**Given exercise:** From the first line of the data below, copy each line up to the one containing "import React from", and include that line too.

* start Material *

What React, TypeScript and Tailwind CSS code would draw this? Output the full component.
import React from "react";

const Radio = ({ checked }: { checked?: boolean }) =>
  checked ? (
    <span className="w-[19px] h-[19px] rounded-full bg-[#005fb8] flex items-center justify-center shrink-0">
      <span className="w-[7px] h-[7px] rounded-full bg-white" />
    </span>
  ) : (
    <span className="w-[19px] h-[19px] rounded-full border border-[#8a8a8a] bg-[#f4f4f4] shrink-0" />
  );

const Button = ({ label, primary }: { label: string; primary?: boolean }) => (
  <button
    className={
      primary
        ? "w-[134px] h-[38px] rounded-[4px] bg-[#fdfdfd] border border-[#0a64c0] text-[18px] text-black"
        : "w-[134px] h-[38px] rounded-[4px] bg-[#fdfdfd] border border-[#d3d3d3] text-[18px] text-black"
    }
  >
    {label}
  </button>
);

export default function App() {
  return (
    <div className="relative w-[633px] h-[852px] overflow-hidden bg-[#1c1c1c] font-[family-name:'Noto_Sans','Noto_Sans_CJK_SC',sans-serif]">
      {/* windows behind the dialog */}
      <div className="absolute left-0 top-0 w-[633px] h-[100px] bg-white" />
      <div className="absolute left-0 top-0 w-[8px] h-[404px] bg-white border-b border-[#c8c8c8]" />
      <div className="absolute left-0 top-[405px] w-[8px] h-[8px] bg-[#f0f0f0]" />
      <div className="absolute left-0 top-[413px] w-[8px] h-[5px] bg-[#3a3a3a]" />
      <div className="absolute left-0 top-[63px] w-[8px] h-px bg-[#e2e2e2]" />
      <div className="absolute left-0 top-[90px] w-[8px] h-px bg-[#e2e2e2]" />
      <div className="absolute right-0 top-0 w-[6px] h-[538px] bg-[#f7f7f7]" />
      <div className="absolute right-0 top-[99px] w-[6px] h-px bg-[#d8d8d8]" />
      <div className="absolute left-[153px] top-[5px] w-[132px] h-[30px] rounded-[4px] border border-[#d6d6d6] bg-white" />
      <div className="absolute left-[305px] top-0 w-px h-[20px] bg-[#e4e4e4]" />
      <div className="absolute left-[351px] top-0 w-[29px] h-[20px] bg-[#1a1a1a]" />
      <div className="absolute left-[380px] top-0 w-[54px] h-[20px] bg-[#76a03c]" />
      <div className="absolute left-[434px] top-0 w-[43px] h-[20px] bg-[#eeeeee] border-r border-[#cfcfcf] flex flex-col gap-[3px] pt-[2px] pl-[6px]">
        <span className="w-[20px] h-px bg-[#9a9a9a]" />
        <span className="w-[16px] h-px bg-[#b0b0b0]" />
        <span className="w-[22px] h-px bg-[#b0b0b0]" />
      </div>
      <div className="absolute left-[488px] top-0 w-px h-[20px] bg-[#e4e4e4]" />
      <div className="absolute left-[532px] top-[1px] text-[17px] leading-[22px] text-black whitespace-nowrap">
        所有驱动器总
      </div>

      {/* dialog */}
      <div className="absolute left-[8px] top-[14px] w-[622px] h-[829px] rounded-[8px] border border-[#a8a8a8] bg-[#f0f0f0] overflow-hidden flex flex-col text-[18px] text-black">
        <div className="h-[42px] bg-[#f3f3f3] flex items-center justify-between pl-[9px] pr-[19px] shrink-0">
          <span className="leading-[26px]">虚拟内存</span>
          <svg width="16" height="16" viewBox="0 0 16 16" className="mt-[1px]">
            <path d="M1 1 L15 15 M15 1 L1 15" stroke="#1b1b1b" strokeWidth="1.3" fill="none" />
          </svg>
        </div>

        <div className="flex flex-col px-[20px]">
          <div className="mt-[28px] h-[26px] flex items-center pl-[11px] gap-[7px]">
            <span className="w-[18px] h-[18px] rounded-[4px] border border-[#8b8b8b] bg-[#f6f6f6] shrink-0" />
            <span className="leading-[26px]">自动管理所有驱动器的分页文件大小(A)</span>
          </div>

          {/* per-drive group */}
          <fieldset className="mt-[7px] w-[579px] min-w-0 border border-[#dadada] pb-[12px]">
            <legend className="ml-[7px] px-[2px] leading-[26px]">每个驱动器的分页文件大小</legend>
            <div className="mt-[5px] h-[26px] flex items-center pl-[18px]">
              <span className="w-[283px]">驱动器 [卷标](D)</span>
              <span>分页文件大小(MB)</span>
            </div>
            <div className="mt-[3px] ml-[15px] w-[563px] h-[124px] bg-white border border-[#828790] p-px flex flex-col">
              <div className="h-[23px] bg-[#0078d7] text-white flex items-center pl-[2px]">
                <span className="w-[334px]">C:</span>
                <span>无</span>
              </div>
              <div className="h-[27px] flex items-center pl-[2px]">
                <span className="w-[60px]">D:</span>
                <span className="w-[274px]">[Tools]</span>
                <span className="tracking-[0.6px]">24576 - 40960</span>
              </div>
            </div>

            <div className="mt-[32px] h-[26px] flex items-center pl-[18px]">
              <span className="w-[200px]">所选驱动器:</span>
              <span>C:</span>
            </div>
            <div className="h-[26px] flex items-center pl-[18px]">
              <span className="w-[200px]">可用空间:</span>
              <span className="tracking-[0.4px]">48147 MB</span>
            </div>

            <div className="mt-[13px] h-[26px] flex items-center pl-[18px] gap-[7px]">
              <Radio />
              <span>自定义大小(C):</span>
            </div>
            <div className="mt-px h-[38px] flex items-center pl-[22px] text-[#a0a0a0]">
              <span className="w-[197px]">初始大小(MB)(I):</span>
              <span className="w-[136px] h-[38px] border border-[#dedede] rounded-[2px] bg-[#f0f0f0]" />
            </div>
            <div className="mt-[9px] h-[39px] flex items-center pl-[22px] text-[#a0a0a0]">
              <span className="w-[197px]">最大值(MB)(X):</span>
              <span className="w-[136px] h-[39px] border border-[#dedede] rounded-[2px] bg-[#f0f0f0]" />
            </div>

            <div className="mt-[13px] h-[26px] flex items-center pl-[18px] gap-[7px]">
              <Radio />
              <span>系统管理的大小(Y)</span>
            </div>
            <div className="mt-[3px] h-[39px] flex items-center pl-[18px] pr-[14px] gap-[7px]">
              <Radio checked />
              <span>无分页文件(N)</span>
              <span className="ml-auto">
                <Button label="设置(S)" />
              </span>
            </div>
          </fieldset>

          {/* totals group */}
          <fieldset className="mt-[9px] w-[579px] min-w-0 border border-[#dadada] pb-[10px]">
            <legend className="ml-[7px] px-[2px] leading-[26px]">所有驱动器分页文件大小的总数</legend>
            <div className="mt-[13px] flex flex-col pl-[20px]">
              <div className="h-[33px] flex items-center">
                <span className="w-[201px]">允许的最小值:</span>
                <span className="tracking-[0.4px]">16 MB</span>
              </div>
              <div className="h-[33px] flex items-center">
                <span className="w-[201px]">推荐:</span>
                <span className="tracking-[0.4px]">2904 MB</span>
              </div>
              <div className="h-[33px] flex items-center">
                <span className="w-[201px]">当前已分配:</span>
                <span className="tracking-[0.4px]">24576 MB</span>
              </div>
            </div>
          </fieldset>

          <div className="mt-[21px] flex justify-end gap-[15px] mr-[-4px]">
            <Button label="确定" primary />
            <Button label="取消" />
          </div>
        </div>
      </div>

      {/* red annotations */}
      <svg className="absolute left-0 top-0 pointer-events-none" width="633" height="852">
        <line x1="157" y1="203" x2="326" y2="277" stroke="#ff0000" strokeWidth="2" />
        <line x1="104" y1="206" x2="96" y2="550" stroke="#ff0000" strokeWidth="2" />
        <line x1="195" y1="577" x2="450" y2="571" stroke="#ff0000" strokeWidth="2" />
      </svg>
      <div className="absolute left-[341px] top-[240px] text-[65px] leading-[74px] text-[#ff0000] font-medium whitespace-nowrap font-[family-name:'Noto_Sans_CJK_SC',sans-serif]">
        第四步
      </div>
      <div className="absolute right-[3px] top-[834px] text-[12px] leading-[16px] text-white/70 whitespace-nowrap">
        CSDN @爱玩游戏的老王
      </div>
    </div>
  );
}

* end Material *

**Exercise response:**
What React, TypeScript and Tailwind CSS code would draw this? Output the full component.
import React from "react";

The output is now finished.